[WHAT THIS TASK INVOLVES] Report how many lines contain "component". Give the number and nothing else.

Data items:
-.-.-

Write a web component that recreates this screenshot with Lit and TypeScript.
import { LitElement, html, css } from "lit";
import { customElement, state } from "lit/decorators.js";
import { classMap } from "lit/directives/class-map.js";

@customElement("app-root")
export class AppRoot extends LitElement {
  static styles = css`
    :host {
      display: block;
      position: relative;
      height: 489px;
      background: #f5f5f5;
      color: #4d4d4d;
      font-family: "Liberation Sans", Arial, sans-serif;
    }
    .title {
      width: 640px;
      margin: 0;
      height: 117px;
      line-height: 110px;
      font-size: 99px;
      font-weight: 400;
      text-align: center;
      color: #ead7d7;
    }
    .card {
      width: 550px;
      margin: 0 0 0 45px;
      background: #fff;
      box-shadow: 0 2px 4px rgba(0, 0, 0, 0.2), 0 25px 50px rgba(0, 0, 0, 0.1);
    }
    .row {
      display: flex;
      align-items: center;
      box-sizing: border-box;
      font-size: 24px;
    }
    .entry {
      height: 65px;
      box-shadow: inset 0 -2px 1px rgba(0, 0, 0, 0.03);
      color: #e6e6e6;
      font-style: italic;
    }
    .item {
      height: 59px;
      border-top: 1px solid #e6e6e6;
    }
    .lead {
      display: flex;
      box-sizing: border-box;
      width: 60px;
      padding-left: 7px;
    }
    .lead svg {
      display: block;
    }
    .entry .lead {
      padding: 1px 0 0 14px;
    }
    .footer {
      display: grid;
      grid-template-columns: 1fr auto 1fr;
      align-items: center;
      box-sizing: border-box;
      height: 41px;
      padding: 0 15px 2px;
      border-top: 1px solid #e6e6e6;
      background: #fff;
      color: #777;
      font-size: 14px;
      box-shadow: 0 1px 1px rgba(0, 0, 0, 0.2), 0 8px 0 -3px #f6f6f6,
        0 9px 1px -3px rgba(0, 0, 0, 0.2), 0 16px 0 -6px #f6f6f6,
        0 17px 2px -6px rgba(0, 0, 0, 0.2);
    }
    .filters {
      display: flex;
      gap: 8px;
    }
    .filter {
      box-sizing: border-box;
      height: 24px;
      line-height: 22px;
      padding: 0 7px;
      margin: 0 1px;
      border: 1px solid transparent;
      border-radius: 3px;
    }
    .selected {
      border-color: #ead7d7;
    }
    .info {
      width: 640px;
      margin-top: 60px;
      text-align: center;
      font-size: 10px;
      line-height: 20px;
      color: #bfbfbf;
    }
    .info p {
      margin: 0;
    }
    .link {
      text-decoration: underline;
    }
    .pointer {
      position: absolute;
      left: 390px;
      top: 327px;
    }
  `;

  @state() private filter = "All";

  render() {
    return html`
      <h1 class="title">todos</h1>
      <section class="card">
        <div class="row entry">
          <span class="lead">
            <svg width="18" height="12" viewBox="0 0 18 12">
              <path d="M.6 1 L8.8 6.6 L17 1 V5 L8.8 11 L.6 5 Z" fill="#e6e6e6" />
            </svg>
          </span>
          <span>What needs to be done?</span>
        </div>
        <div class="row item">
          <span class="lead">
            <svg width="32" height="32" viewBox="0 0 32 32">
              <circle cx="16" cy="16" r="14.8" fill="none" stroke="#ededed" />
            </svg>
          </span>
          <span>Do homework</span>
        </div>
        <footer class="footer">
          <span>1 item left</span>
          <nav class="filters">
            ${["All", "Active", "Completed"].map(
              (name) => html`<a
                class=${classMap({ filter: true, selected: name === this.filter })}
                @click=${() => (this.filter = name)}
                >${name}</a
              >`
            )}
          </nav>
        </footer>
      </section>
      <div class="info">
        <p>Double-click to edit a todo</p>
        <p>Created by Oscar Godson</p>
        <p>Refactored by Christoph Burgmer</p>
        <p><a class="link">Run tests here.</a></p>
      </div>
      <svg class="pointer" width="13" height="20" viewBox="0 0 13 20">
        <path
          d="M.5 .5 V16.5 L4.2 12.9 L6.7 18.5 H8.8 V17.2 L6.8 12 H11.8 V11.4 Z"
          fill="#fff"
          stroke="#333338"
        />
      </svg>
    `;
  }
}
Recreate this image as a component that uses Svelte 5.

-.-.-

[ANSWER TO THE TASK] 2